Galena’s “Murder Bordello” being resurrected February 8, 2013
Posted by Ron Warnick in Ghosts and Mysteries, History, Preservation.5 comments

Renovations have progressed rapidly on the former Staffleback bordello in Galena, Kan., since it started in January. (Photo courtesy of Russ Keeler)
A long-abandoned former bordello on Route 66 in Galena, Kan., owned by a serial-killer madam is being restored and will reopen next month as a site for guided tours.
Russ Keeler, who operates After Midnight Paranormal Investigations, or AMPI, in Siloam Springs, Ark., persuaded the home’s co-owners in January to spend thousands of dollars to restore the circa-1890 structure and install period furniture and landscaping.
Keeler plans to hold regular guided tours of gothic-looking house for $10 a head, starting with a special grand opening of what he calls Galena’s Murder Bordello on March 16-17 that includes a dinner and tours of other ghostly sites in the region.

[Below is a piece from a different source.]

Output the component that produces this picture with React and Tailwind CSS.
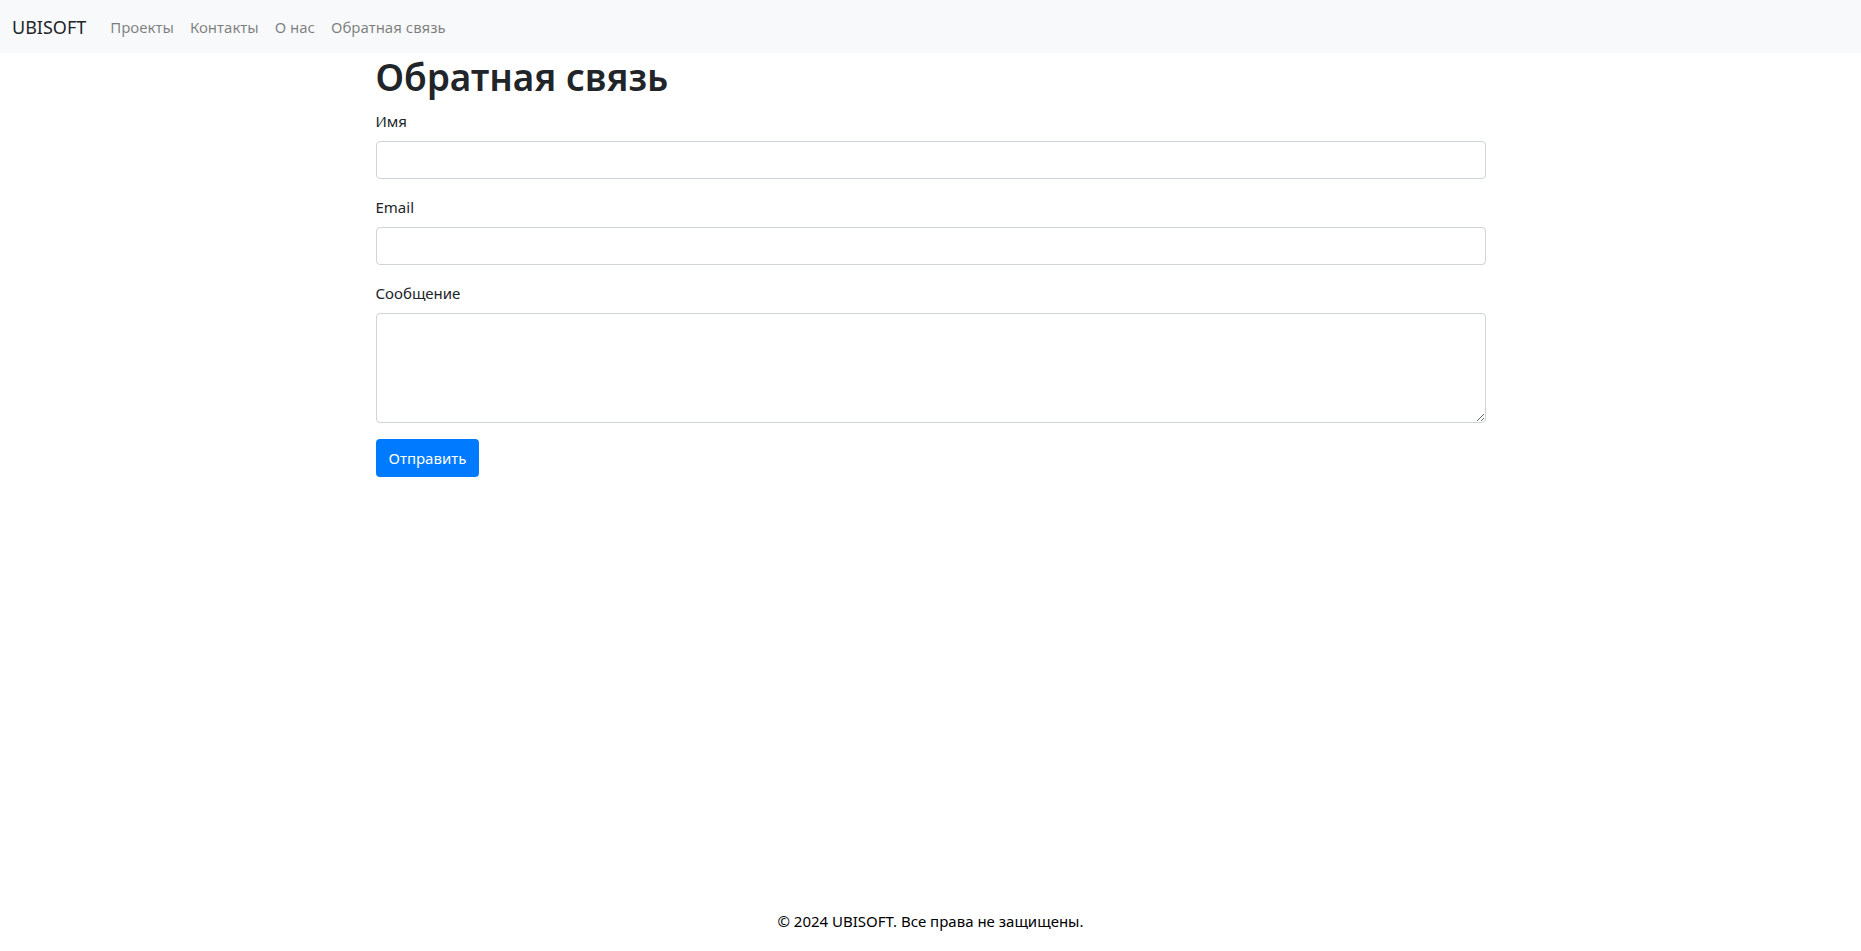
export default function App() {
  const links = ["Проекты", "Контакты", "О нас", "Обратная связь"];
  return (
    <div
      className="min-h-screen flex flex-col bg-white text-[#212529]"
      style={{ fontFamily: '"Noto Sans", "Open Sans", Arial, sans-serif' }}
    >
      <nav className="h-[53px] bg-[#f8f9fa] flex items-center pl-3">
        <a className="text-[18px] text-[#212529] mr-4 leading-[30px]">UBISOFT</a>
        <ul className="flex">
          {links.map((l) => (
            <li key={l}>
              <a className="block px-2 text-[15px] text-black/50 leading-6">{l}</a>
            </li>
          ))}
        </ul>
      </nav>

      <main className="flex-1">
        <div className="w-[1140px] mx-auto px-[15px]">
          <h1 className="text-[37px] font-semibold leading-[48px] mb-2">Обратная связь</h1>
          <form>
            <div className="mb-4">
              <label className="block text-[15px] leading-6 mb-2">Имя</label>
              <input className="block w-full h-[38px] border border-[#ced4da] rounded px-3" />
            </div>
            <div className="mb-4">
              <label className="block text-[15px] leading-6 mb-2">Email</label>
              <input className="block w-full h-[38px] border border-[#ced4da] rounded px-3" />
            </div>
            <div className="mb-4">
              <label className="block text-[15px] leading-6 mb-2">Сообщение</label>
              <textarea className="block w-full h-[110px] border border-[#ced4da] rounded px-3 py-1.5" />
            </div>
            <button
              type="button"
              className="h-[38px] px-[13px] bg-[#007bff] text-white text-[15px] rounded"
            >
              Отправить
            </button>
          </form>
        </div>
      </main>

      <footer className="pt-[14px] pb-[18px] text-center text-[15px] leading-6 text-black">
        © 2024 UBISOFT. Все права не защищены.
      </footer>
    </div>
  );
}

In addition to being a house of prostitution, it was where its madam, Ma Staffleback, and three accomplices killed and robbed perhaps dozens of clients during the 1890s. Staffleback died in a Kansas prison in 1909.
The house’s burst of new life occurs just months after the City of Galena condemned it. However, after a public outcry and the mayor expressing a desire to preserve it, the home at Main and Front streets was spared from the wrecking ball.
Keeler thinks he can take advantage of Route 66 tourists who stop across the street at 4 Women on the Route. But first, the bordello must be shored up. After talking to locals, Keeler estimates the home was abandoned since the 1970s. Only its stout construction kept it from collapsing years ago, he said.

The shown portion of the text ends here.